The aerospace industry has extremely high requirements for material performance and precision. Isothermal forging technology can produce complex-shaped, high-precision forgings such as turbine disks, blades, integral turbines, and rotor impellers for aircraft engines. These components not only need to withstand high temperatures, high pressure, and high stress but also require excellent fatigue resistance and corrosion resistance. Through precise control of the deformation process, isothermal forging technology can meet these stringent requirements, significantly improving the quality and reliability of aerospace components.
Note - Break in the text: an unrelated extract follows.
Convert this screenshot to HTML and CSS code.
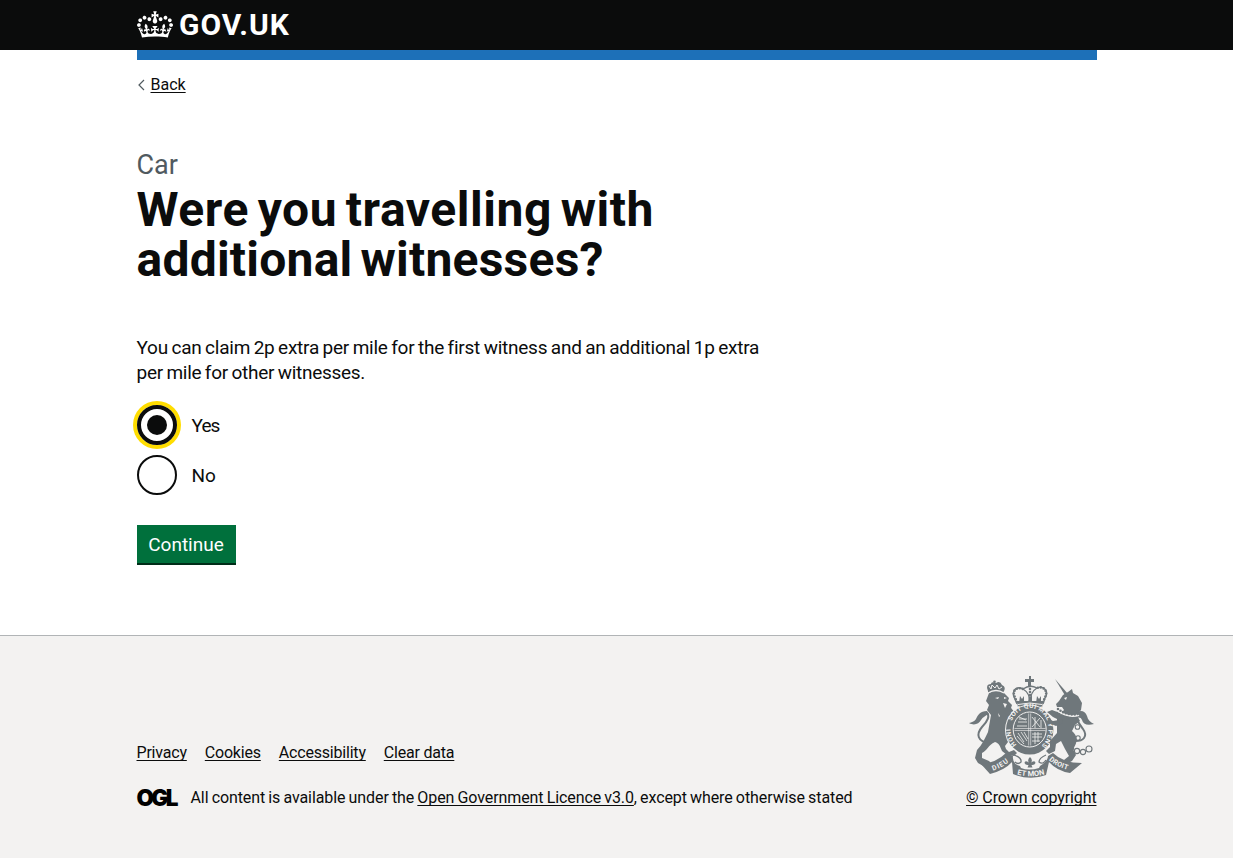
FILE: index.html
```html
<!DOCTYPE html>
<html lang="en">
<head>
<meta charset="utf-8">
<title>Were you travelling with additional witnesses?</title>
<link rel="stylesheet" href="styles.css">
</head>
<body>
<header class="header">
  <div class="container brand">
    <svg class="crown" viewBox="0 0 132 97" aria-hidden="true"><path d="M25 30.2c3.5 1.5 7.7-.2 9.1-3.7 1.5-3.6-.2-7.8-3.9-9.2-3.6-1.4-7.6.3-9.1 3.9-1.4 3.5.3 7.5 3.9 9zM9 39.5c3.6 1.5 7.8-.2 9.2-3.7 1.5-3.6-.2-7.8-3.9-9.1-3.6-1.5-7.6.2-9.1 3.8-1.4 3.5.3 7.5 3.8 9zM4.4 57.2c3.5 1.5 7.7-.2 9.1-3.8 1.5-3.6-.2-7.7-3.9-9.1-3.5-1.5-7.6.3-9.1 3.8-1.4 3.5.3 7.6 3.9 9.1zm38.3-21.4c3.5 1.5 7.7-.2 9.1-3.8 1.5-3.6-.2-7.7-3.9-9.1-3.6-1.5-7.6.3-9.1 3.8-1.3 3.6.4 7.7 3.9 9.1zm64.4-5.6c-3.6 1.5-7.8-.2-9.1-3.7-1.5-3.6.2-7.8 3.8-9.2 3.6-1.4 7.7.3 9.2 3.9 1.3 3.5-.4 7.5-3.9 9zm15.9 9.3c-3.6 1.5-7.7-.2-9.1-3.7-1.5-3.6.2-7.8 3.7-9.1 3.6-1.5 7.7.2 9.2 3.8 1.5 3.5-.3 7.5-3.8 9zm4.7 17.7c-3.6 1.5-7.8-.2-9.2-3.8-1.5-3.6.2-7.7 3.9-9.1 3.6-1.5 7.7.3 9.2 3.8 1.3 3.5-.4 7.6-3.9 9.1zM89.3 35.8c-3.6 1.5-7.8-.2-9.2-3.8-1.4-3.6.2-7.7 3.9-9.1 3.6-1.5 7.7.3 9.2 3.8 1.4 3.6-.3 7.7-3.9 9.1zM69.7 17.7l8.9 4.7V9.3l-8.9 2.8c-.2-.3-.5-.6-.9-.9L72.4 0H59.6l3.5 11.2c-.3.3-.6.5-.9.9l-8.8-2.8v13.1l8.8-4.7c.3.3.6.7.9.9l-5 15.4v.1c-.2.8-.4 1.6-.4 2.4 0 4.1 3.1 7.5 7 8.1h.2c.3 0 .7.1 1 .1.4 0 .7 0 1-.1h.2c4-.6 7.1-4.1 7.1-8.1 0-.8-.1-1.7-.4-2.4V34l-5.1-15.4c.4-.2.7-.6 1-.9zM66 92.8c16.9 0 32.8 1.1 47.1 3.2 4-16.9 8.9-26.7 14-33.5l-9.6-3.4c1 4.9 1.1 7.2 0 10.200-1.500-1.400-3-4.300-4.200-8.700L108.600 76c2.800-2 5-3.200 7.500-3.300-4.400 9.400-10 11.900-13.600 11.200-4.300-.8-6.300-4.600-5.600-7.900 1-4.700 5.700-5.900 8-.5 4.300-8.700-3-11.400-7.600-8.800 7.100-7.200 7.900-13.500 2.100-21.100-8 6.100-8.100 12.300-4.500 20.800-4.700-5.400-12.100-2.500-9.500 6.200 3.400-5.200 7.900-2 7.200 3.100-.6 4.300-6.400 7.800-13.500 7.200-10.300-.9-10.900-8-11.200-13.800 2.500-.5 7.100 1.800 11 7.300L80.200 60c-4.100 4.400-8 5.300-12.300 5.400 1.400-4.400 8-11.600 8-11.600H55.500s6.400 7.200 7.900 11.600c-4.200-.1-8-1-12.300-5.400l1.400 16.400c3.900-5.500 8.500-7.700 10.900-7.300-.3 5.800-.9 12.800-11.100 13.800-7.200.6-12.900-2.900-13.500-7.200-.7-5 3.800-8.300 7.100-3.100 2.700-8.700-4.600-11.600-9.400-6.200 3.700-8.500 3.600-14.700-4.600-20.800-5.800 7.600-5 13.900 2.200 21.100-4.700-2.600-11.900.1-7.700 8.800 2.300-5.500 7.100-4.200 8.100.5.7 3.300-1.300 7.100-5.700 7.900-3.500.7-9-1.800-13.500-11.200 2.500.1 4.700 1.300 7.500 3.300l-4.700-15.400c-1.200 4.400-2.700 7.200-4.300 8.700-1.100-3-.9-5.300 0-10.200l-9.500 3.400c5 6.900 9.900 16.700 14 33.500 14.800-2.100 30.800-3.200 47.700-3.200z"/></svg>
    <span class="logotype">GOV.UK</span>
  </div>
</header>
<div class="container">
  <div class="bar"></div>
  <a class="back" href="#"><svg class="chevron" viewBox="0 0 8 12"><path d="M7 1 2 6l5 5"/></svg><span class="back-text">Back</span></a>
  <main class="main">
    <span class="caption">Car</span>
    <h1 class="title"><span class="t1">Were you travelling with</span><br><span class="t2">additional witnesses?</span></h1>
    <p class="lead"><span class="l1">You can claim 2p extra per mile for the first witness and an additional 1p extra</span><br><span class="l2">per mile for other witnesses.</span></p>
    <div class="radios">
      <label class="radio"><span class="dial dial-on"></span><span class="yes">Yes</span></label>
      <label class="radio"><span class="dial"></span><span class="no">No</span></label>
    </div>
    <button class="button">Continue</button>
  </main>
</div>
<footer class="footer">
  <div class="container foot">
    <div class="meta">
      <nav class="links"><a href="#">Privacy</a><a href="#">Cookies</a><a href="#">Accessibility</a><a href="#">Clear data</a></nav>
      <div class="licence">
        <svg class="ogl" viewBox="0 0 41 17"><text x="-0.6" y="15.800" textLength="42">OGL</text></svg>
        <span class="lic-text">All content is available under the <a href="#">Open Government Licence v3.0</a>, except where otherwise stated</span>
      </div>
    </div>
    <div class="copyright">
      <svg class="arms" viewBox="0 0 125 102" aria-hidden="true">
        <defs>
          <path id="garter" d="M42.500 46A19 20.500 0 0 1 79.500 53.500A19 20.500 0 0 1 72 70"/>
          <path id="garter-left" d="M50 70.500A19 20.500 0 0 1 41.800 50"/>
          <path id="scroll-l" d="M23 95Q33 92 41 85"/>
          <path id="scroll-m" d="M47 98.300Q60 102.300 76 98.300"/>
          <path id="scroll-r" d="M80 84Q87 91 100 94"/>
        </defs>
        <!-- tails -->
        <path class="line w2" d="M21 67C8 66 7 58 13 51C18 46 22 39 17 36.500"/>
        <path class="ink" d="M18 35C11 35 9 39 7 43C5 46 3 46 0 47C5 50 10 48 12 44C14 41 16 40 20 38Z"/>
        <path class="line w2" d="M104 65C115 66 119 60 114 53C109 46 105 41 109 37"/>
        <path class="ink" d="M106 38C111 33 116 35 118 40C119 44 121 46 125 48C118 50 114 48 113 44C112 41 110 41 106 42Z"/>
        <!-- lion -->
        <path class="ink" d="M20 17Q28 12 35 17L37 19L40 22L39 25L43 29L42 32L45 37C43 43 37 46 36 51C36 57 39 59 42 61L43 64L39 66L36 70L37 73L40 76L45 74L48 77L45 80L38 79L33 75C31 70 30 67 26 66C19 69 18 75 13 77L13 82L20 85L24 89L16 91L9 87L6 82L8 74C13 69 16 62 19 56L22 39L18 34L20 29L17 25Z"/>
        <path class="ink" d="M35 27Q42 31 46 37L52 37L53 40L48 42L41 40L35 37Z"/>
        <path class="ink" d="M35 46L42 50L45 55L45 60L40 57L35 54Z"/>
        <path class="paper" d="M26 22l4-1-1 2zM35 21l3 1-3 1zM34 27l4 1-2 4zM29 37l2 3-1 1z"/>
        <!-- lion's crown -->
        <path class="ink" d="M19 15Q16 8 22 8Q22 5 27 7Q31 4 33 9Q38 11 34 17Q27 13 19 17Z"/>
        <circle class="ink" cx="25.500" cy="5.800" r="1.300"/>
        <path class="paper-line" d="M20 10l2 3 1-4 3 3 2-3 2 4 3-2"/>
        <path class="paper-line w1" d="M19 17Q27 12 35 17"/>
        <!-- royal crown -->
        <path class="ink" d="M60 0h2v3h3v3h-3v4h-3V6h-3V3h4z"/>
        <path class="line w1" d="M48 28L45 21C42 13 49 10 54 13Q61 17 61 27Q61 16 68 12C76 9 80 16 76 22L74 28M54 13Q61 8 68 12"/>
        <path class="line beads" d="M48 26L45 19C44 13 49 11 54 13M74 26L77 19C78 13 73 10 68 12M61 10V27"/>
        <path class="ink" d="M48 25h26l-1 7Q61 28 49 32z"/>
        <path class="ink" d="M51 20l2 3 2-3v7h-5zM60 19l1 3 2-3v8h-4zM68 20l2 3 2-3v7h-5z"/>
        <path class="paper-line" d="M49 28.500Q61 25.500 73 28.500"/>
        <!-- garter and shield -->
        <ellipse class="paper" cx="60.700" cy="54" rx="24.700" ry="25.500"/>
        <ellipse class="ink" cx="60.700" cy="54" rx="23.700" ry="24.500"/>
        <ellipse class="paper-line" cx="60.700" cy="53.500" rx="16.500" ry="17.500"/>
        <path class="paper-line quarter" d="M59.700 37.500v32M61.700 37.500v32M45.500 52.500h31M45.500 54.500h31"/>
        <path class="paper-line thin" d="M50 43h8M49 46h9M48 50h10M50 41l7 3M63 41l8 10M66 41v11M63 51l8-9M72 44v8M49 57l6 9M52 56l6 9M55 56l4 7M48 60l7 8M63 58h10M63 61h10M63 65h8M66 56v12M69 56v10"/>
        <text class="arms-text"><textPath href="#garter" startOffset="1" textLength="77">SOIT QUI MAL Y PENSE</textPath></text>
        <text class="arms-text"><textPath href="#garter-left" startOffset="3" textLength="17">HONI</textPath></text>
        <!-- unicorn -->
        <path class="ink" d="M86 3L99 18L97 21Z"/>
        <path class="ink" d="M94 19L99 16L103 13L104 17L109 20L113 27L112 34L108 39L111 45L106 49L103 55C109 60 109 66 104 73L107 79L103 85L97 88L95 84L100 80L96 73L92 65L87 68L86 75L80 78L77 75L81 71L81 65L88 57L88 50L88 43L95 34L93 31L88 31L87 28L90 25Z"/>
        <path class="ink" d="M91 37L83 34L78 36L84 41L90 44L84 45L79 43L80 47L87 50L94 47Z"/>
        <path class="paper" d="M95 22l3-1-1 3z"/>
        <path class="paper-line w2" d="M89 35Q99 42 110 39"/>
        <path class="line beads" d="M89 33Q98 40 109 38M88 37Q98 44 109 42"/>
        <g class="chain"><circle cx="108.500" cy="51" r="2.300"/><circle cx="109" cy="62" r="2.200"/><circle cx="102" cy="72" r="2.600"/><circle cx="108" cy="75" r="2.600"/><circle cx="114" cy="76" r="2.600"/><circle cx="120" cy="73" r="3"/></g>
        <!-- motto scroll -->
        <path class="ink" d="M12 88Q27 87 37 77L44 80Q43 88 51 90L52 92Q60 95 70 92L71 90Q79 85 79 80L84 77Q94 87 113 87L101 97Q88 95 80 86L77 99Q61 105 44 98L43 86Q36 94 21 98Z"/>
        <path class="paper" d="M49 80Q60 85 73 80Q68 84 69 90Q61 93 53 90Q54 84 49 80Z"/>
        <path class="line w1" d="M45 79Q53 82 52 86Q49 89 46 86M77 79Q70 82 70 86Q74 89 77 84"/>
        <path class="ink" d="M61 81q3 3 1.200 5.500 4-2.500 4.300.5-1 2.500-4 2l1 2.500h-5l1-2.500q-3 .5-4-2 .3-3 4.300-.5-1.800-2.500 1.200-5.500z"/>
        <text class="arms-text motto"><textPath href="#scroll-l" startOffset="1" textLength="18">DIEU</textPath></text>
        <text class="arms-text big"><textPath href="#scroll-m" startOffset="1" textLength="28">ET MON</textPath></text>
        <text class="arms-text motto"><textPath href="#scroll-r" startOffset="0" textLength="21">DROIT</textPath></text>
      </svg>
      <a class="crown-link" href="#">© Crown copyright</a>
    </div>
  </div>
</footer>
</body>
</html>
```
FILE: styles.css
```css
* { box-sizing: border-box; }
body { margin: 0; background: #fff; color: #0b0c0c; font-family: Roboto, sans-serif; font-size: 19px; line-height: 25px; }
a { color: inherit; }
.container { width: 960px; margin: 0 auto; }
.header { background: #0b0c0c; height: 50px; color: #fff; }
.brand { display: flex; padding-top: 10px; }
.crown { width: 36px; height: 27px; margin-top: .5px; fill: #fff; }
.logotype { font: bold 30px/29px Roboto, sans-serif; margin-left: 6.5px; letter-spacing: 1px; }
.bar { height: 10px; background: #1d70b8; }
.back { display: flex; align-items: center; margin-top: 15px; height: 20px; font-size: 16px; line-height: 20px; text-decoration: none; }
.chevron { width: 8px; height: 12px; margin-right: 6px; fill: none; stroke: #505a5f; stroke-width: 1.2; }
.back-text, .links a, .licence a, .crown-link { text-decoration: underline; text-decoration-thickness: 1px; text-underline-offset: 2px; text-decoration-skip-ink: none; }
.main { padding-top: 55px; height: 540px; }
.caption { display: block; font-size: 27px; line-height: 30px; color: #505a5f; }
.title { margin: 5px 0 50px; font-size: 48px; line-height: 50px; font-weight: 700; white-space: nowrap; }
.t1 { letter-spacing: .55px; word-spacing: -3.8px; }
.t2 { letter-spacing: .22px; word-spacing: -4px; }
.lead { margin: 0 0 20px; white-space: nowrap; letter-spacing: -.25px; word-spacing: -.85px; }
.l2 { letter-spacing: -.28px; }
.radios { display: flex; flex-direction: column; gap: 10px; }
.radio { display: flex; align-items: center; gap: 15px; height: 40px; }
.yes { letter-spacing: -.9px; }
.dial { width: 40px; height: 40px; border: 2px solid #0b0c0c; border-radius: 50%; }
.dial-on { border-width: 4px; box-shadow: 0 0 0 4px #fd0; display: grid; place-items: center; }
.dial-on::after { content: ""; width: 20px; height: 20px; border-radius: 50%; background: #0b0c0c; }
.button { display: block; margin-top: 30px; width: 99px; height: 38px; padding: 2px 0 0; border: 0; background: #00703c; box-shadow: 0 2px 0 #002d18; color: #fff; font: 19px/36px Roboto, sans-serif; }
.footer { background: #f3f2f1; border-top: 1px solid #b1b4b6; height: 223px; font-size: 16px; line-height: 20px; }
.foot { display: flex; justify-content: space-between; padding-top: 40px; }
.meta { padding-top: 67px; }
.links { display: flex; gap: 18px; margin-bottom: 25px; letter-spacing: -.2px; }
.licence { display: flex; align-items: center; gap: 13px; white-space: nowrap; letter-spacing: -.09px; word-spacing: -.7px; }
.ogl { width: 41px; height: 17px; overflow: visible; }
.ogl text { font: 900 22.5px Inter, sans-serif; letter-spacing: 0; }
.copyright { display: flex; flex-direction: column; align-items: flex-end; gap: 10px; letter-spacing: -.12px; }
.arms { width: 125px; height: 102px; margin-right: 3px; overflow: visible; }
.ink { fill: #6f777b; }
.paper { fill: #f3f2f1; }
.line { fill: none; stroke: #6f777b; stroke-width: 1.5; }
.paper-line { fill: none; stroke: #f3f2f1; stroke-width: 1; }
.paper-line.quarter { stroke-width: .6; }
.paper-line.thin { stroke-width: .8; }
.w1 { stroke-width: 1.3; }
.w2 { stroke-width: 2; }
.beads { stroke-width: 2.6; stroke-linecap: round; stroke-dasharray: 0 3; }
.chain { fill: none; stroke: #6f777b; stroke-width: 1.1; }
.arms-text { font: bold 6.5px Roboto, sans-serif; fill: #f3f2f1; }
.arms-text.motto { font-size: 7px; }
.arms-text.big { font-size: 7.5px; }
```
In automotive manufacturing, isothermal forging technology is used to produce high-strength, lightweight components such as engine crankshafts, connecting rods, and transmission gears. During the isothermal forging process, these components can obtain uniform internal structures and excellent mechanical properties, thereby improving vehicle performance and fuel efficiency. In addition, isothermal forging technology can also reduce machining allowance, lower production costs, and improve production efficiency.
In the shipbuilding industry, isothermal forging technology is used to produce key components such as propulsion propellers and ship shafts for large vessels. These components need to have high strength, high toughness, and good corrosion resistance. Isothermal forging technology ensures that these components can operate stably for a long time in complex marine environments, significantly improving the safety and reliability of ships.
As an upgraded version of the traditional die forging process, isothermal forging technology, with its unique advantages and excellent performance, is gradually changing the face of modern manufacturing. By precisely controlling the temperatures of the die and the billet, isothermal forging technology can significantly reduce deformation resistance, improve material performance, save costs, extend mold life, and improve product accuracy. In industries such as aerospace, automobile manufacturing, and shipbuilding, isothermal forging technology has been widely applied and has achieved remarkable economic and social benefits.